Olayı evde haberleri izlerken duyduğunu belirten eşi Gülhan Yılmaz, "Saat 6 gibi televizyonu açtım, o gece eşimin yolda olduğunu ve o gemiye bineceğini biliyordum.  Ama böyle bir olay olduğundan haberim yoktu, televizyonu açtığımda kanalın bir tanesinde, "Kara pazar, üç tane büyük felaket haberi" ile birden irkildim. İlki bir uçağın kaybolduğuydu ikincisi ise igumeneiça limanından hareket eden bir geminin Adriatik'te yandığı idi,  daha sözün bitmesi ile ben hemen bir panik içerisinde büyük oğluma ulaştım. "Annecim Babanın yolculuk yaptığı gemi yanıyormuş" dedim.
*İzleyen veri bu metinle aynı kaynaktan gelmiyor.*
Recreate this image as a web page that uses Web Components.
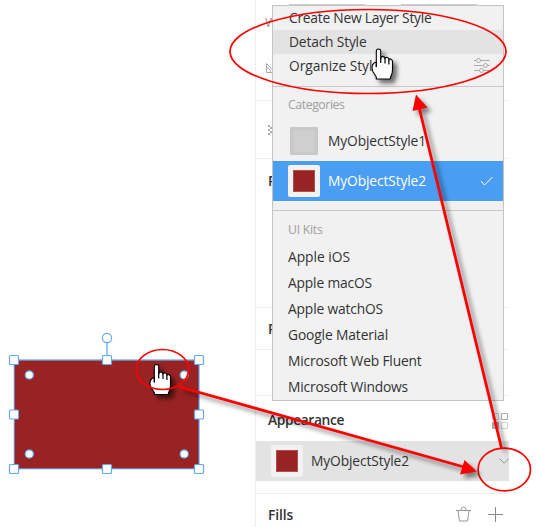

Büyük oğlum ise internet'den haberi öğrenmiş fakat üzülmeyeyim diye bana söylememiş. Tabi ki büyük bir panik büyük bir telaş büyük bir üzüntüyle, şirketle görüştük Tır'cı arkadaşlar ile görüştük. Onların hepsinin haberi var Zühtü beyin o gemide olduğundan ama ellerinden geldiği kadar beni teselli etmeye çalıştılar. Çok zor bir üç günün ardından şirket yetkilileri aradı. "Yengecim gözünüz aydın Zühtü abi kurtulmuş"  diyince ben sevinçten ve üzüntüden fenalık geçirdim. Önemli olan Zühtü beyin sağ salim aramıza katılması ama hayatımızda yaşadığımız en zor günlerdi. Bende eşim gibi yardımcı olan herkese teşekkür ediyorum." diyerek göz yaşı döktü.